Genarlow gambled and lost

State Sen. Eric Johnson (R-Savannah) the top ranking member of the Georgia State Senate nailed it Monday in reacting to the decision handed down in the Genarlow Wilson child molestation case. “The Georgia Supreme Court already ruled on the constitutionality of some of this,” he said of the decision by Monroe County Superior Court Judge Thomas H. Wilson that the sentence imposed in Douglas County was grossly disproportionate and violated the state constitution. The judge changed Wilson’s felony to a misdemeanor and ordered him freed. Said Johnson, the president pro tem of the State Senate: “I think this was another…[judge] enjoying his 15 minutes of fame.

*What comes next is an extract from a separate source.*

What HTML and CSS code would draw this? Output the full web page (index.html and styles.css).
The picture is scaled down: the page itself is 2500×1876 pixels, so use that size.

Georgia’s Attorney General Thurbert Baker is right, too, and it’s a mark of the man’s courage that he elected not to take the easy way out. “The law in Georgia is clear that while a habeas court may grant habeas relief, there is absolutely no authority for a habeas court to reduce or modify the judgment of the trial court,” said Baker.

The Wilson case has gotten so absurd that activist Joseph Lowery urged Baker to drop the appeal — or resign — and to set this “political prisoner” free. It would have been awfully easy for Baker to capitulate to such pressure. But it would have been wrong. The Legislature acted and intentionally chose not to revisit more than 90 cases like or similar to Wilson’s.

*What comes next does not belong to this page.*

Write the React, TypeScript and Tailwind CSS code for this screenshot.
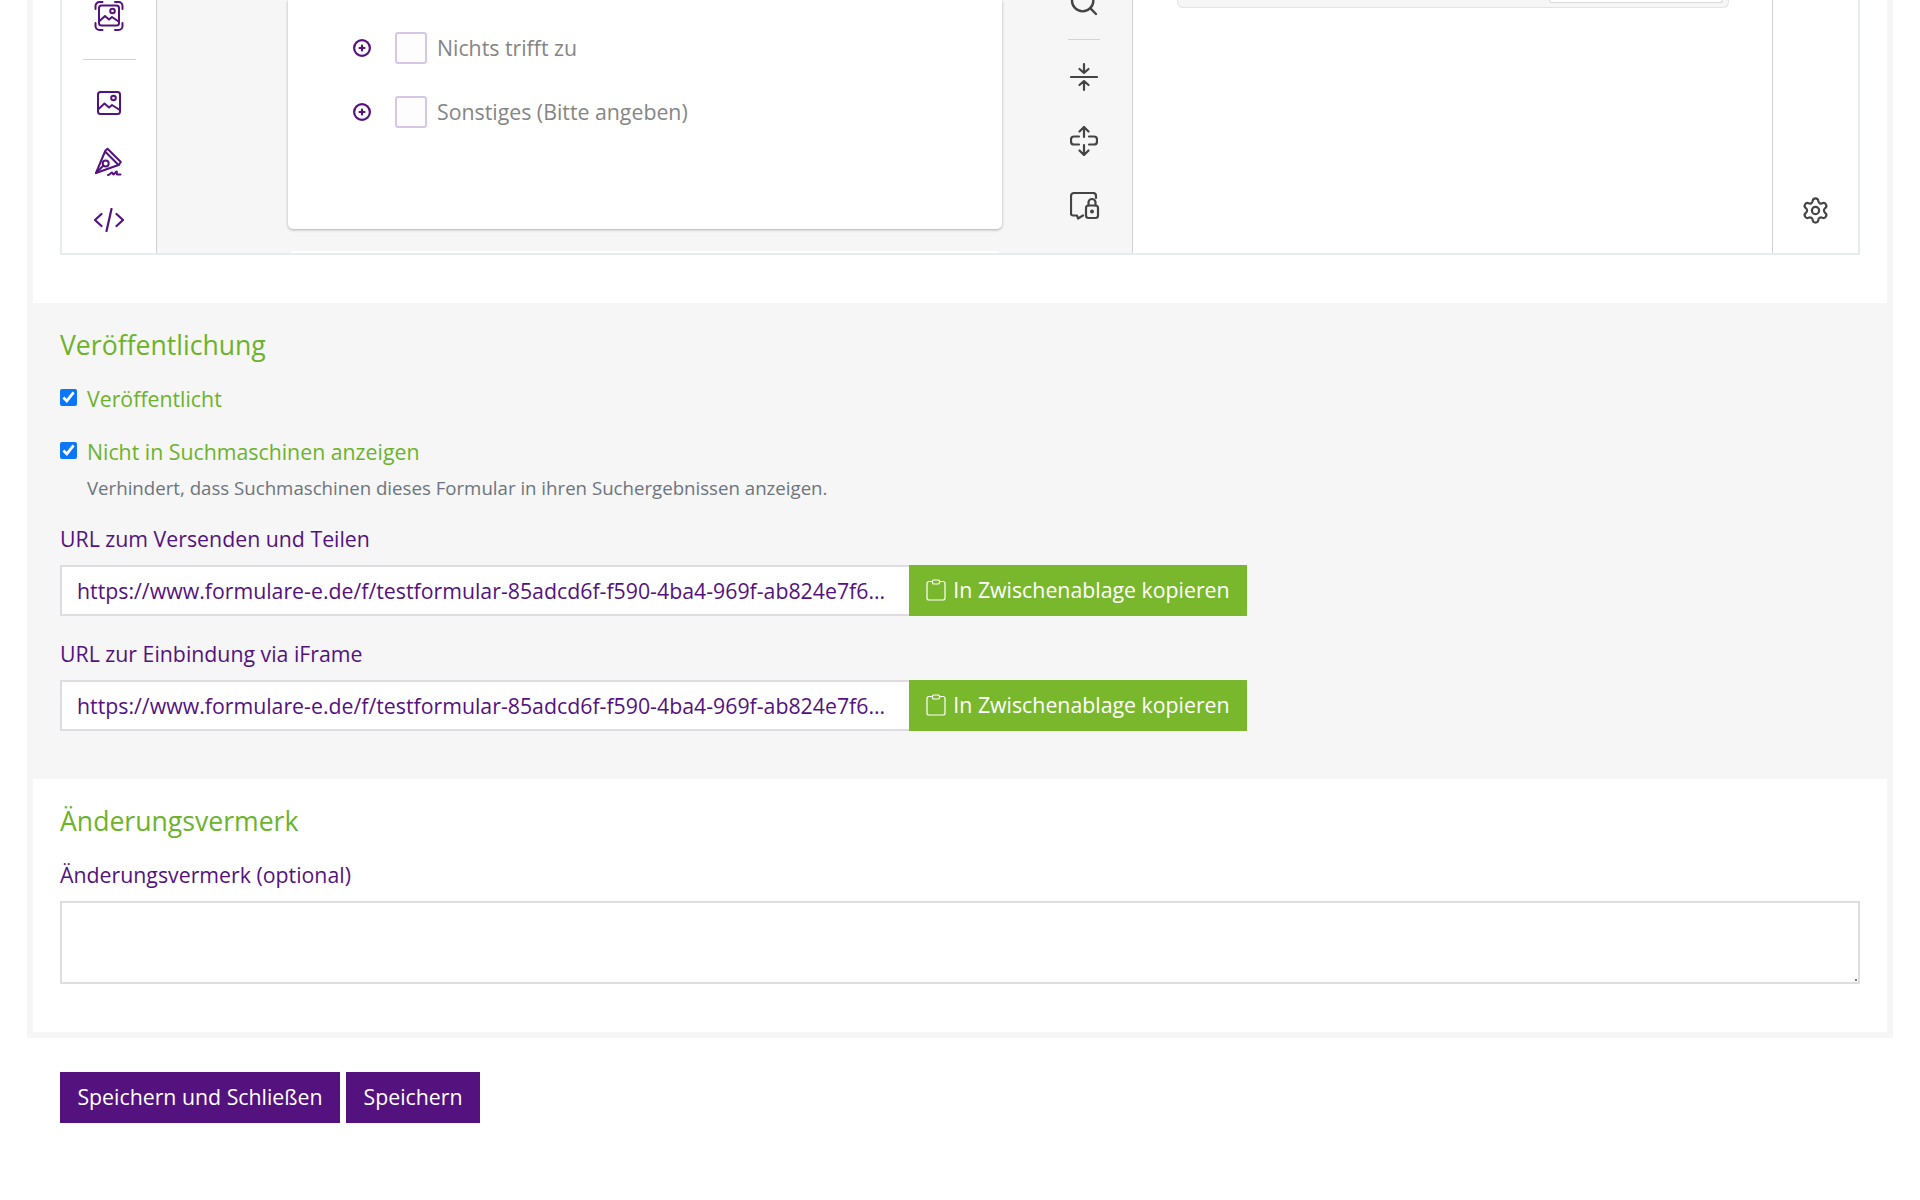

What’s more, there’s the matter of the four other males at the same party who agreed to plead guilty to aggravated child molestation involving the same 15-year-old girl and sexual battery of the dazed 17-year-old. A fifth male also pleaded guilty to false imprisonment.

Wilson chose to run the table, rejecting a plea bargain, while gambling that he could beat the rap. He didn’t. Even as late as last weekend, Wilson was offered a plea deal that would have accomplished his stated objectives and he turned it down, according to the attorney general. The deal would let Wilson plead as a first-offender “which would mean he would not have a criminal record nor would be subject to registering on the sex offender registry once his sentence has been completed,” said Baker. It would have been a shorter sentece and might have set him free based on time served. Wilson and his lawyer rejected it.

Bad judgment. Bad advice. Repeatedly. Justice is not about just this “political prisoner,” as Lowery calls him. It’s about the 90-plus others without public relations machines, or the five others who accepted plea bargains. Wilson was determined to set himself apart from the law so that he’d be right and the law, the prosecutor, trial court and legislature would all be wrong. He appears to have found a 15-minutes-of-fame judge who is willing to go along. The judge’s ruling was a shocker; its reversal won’t be.